Graph #2: Number of Units of Real GVA Produced by NCB

Dollars cancel dollars, and we are left with "Billions" as our vertical axis units.

The plotted line runs from a little below 1,000 to something over 9,000. But the vertical axis units are "billions". So the plotted line shows increase, from a little below 1000 billion units produced in 1947, to something over 9000 billion units produced in 2019.

In other words, from a little less than one trillion units of output in 1947, to more than nine trillion in 2019.

As a point of information, for NCB business the nominal value of the GVA in 2019 was $10,579.340 billion (or $10.57934 trillion). The number of units of output NCB business produced that year was 9.40488 trillion units.
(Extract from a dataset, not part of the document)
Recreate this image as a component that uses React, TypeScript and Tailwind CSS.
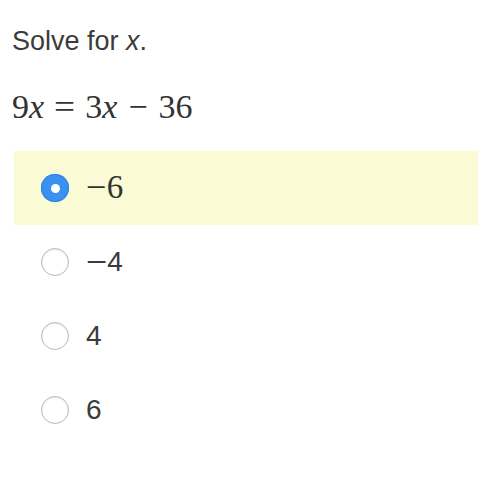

The price per unit comes to half a penny more than $1.12 for each unit of output produced (by NCB business) in 2019. About as much as a dozen eggs.


It's simply amazing, isn't it, that such things can be calculated.


So I took the ratio from Graph #2, the number of units of output, and took the "monetary interest paid" by NCB business and divided it by the number of units, to get interest cost per unit of output:

Graph #3: NCB Interest Cost per Unit of GVA

Looks much like Graph #1, except it never goes downhill. There seems to be a floor, somewhere around 5½ cents per unit of output.

5½ cents of $1.12½. That's just about 5% of the price of every unit of output we bought from nonfinancial corporate businesses in 2019. Just for interest on their debt. And that's the floor, the low estimate.

2 comments:

The Arthurian said...

RE That OECD quote: They say "output ... relative to wages" is "in broad terms" the same as "labour cost per unit of output."

No, it's not the same! It's the reciprocal. Good grief!

The Arthurian said...

The price of eggs lately: $7 for 18 eggs, the wife says, or EggLand eggs at $6 for two dozen.

Double the undocumented $1.19 I used in the post a year and a half ago.